As I barely heard a five minute conversation that should have taken ten seconds, my thoughts wandered to some of my mathematics and computer science classmates at Colgate University. While the liberal arts education had endowed most Colgate students with effective communication skills, they seemed to have eluded many of my math and C.S. colleagues. I could name many bright students who could breeze through a problem set or programming assignment but could not explain their work to someone else if their life depended on it. It kind of makes sense, I thought. Unlike most humanities or social science majors, math and computer science students do not have many chances to practice communicating their ideas to others. Why does this have to be the case? I decided at that moment that it doesn't.

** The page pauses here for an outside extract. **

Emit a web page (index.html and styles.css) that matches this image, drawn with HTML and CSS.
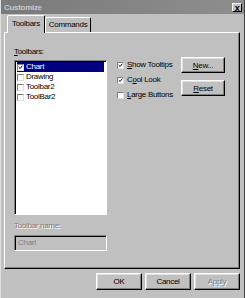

Three years later, now a teaching assistant and graduate student in the math department here at the University of Pennsylvania, I have not forgotten that resolution. My guiding philosophy in my teaching stems from that moment: teach students to be teachers. Rather than stand up in front of them and lecture, which I know will oftentimes at 8:30am go in one ear and out the other, I regularly give the students problem sets that they first work on in small groups and then explain in front of the rest of the class. During their explanations, I encourage them to elaborate on certain points, trying to help foster their ability to communicate their ideas lucidly. Students are sometimes shy about this at first, but these interpersonal skills are so crucial, and it is extremely rewarding to see them progress in that regard over the course of a semester. Also, by getting these extra opportunities in which they really have to think deeply about the material in order to explain it to someone else, students gain a better grasp of the subject material themselves. Another benefit of conducting recitation in this fashion is that frequently two students will propose different ways of approaching a problem, both correct, so that students are more likely to be exposed to a method that makes sense to them than they would if they just saw my way. In my two years of being a teaching assistant here, I have observed that students really listen to each other when they get up in front of the classroom to speak, probably much more so than with a professor. Being able to not only teach students a subject that I love but also to help them develop their own ability to be teachers is an absolutely joy. I believe my pedagogical philosophy of teaching students in technical fields to be teachers themselves will help them become leaders in industry and maybe even open up their eyes to the option of being teachers in some venue themselves.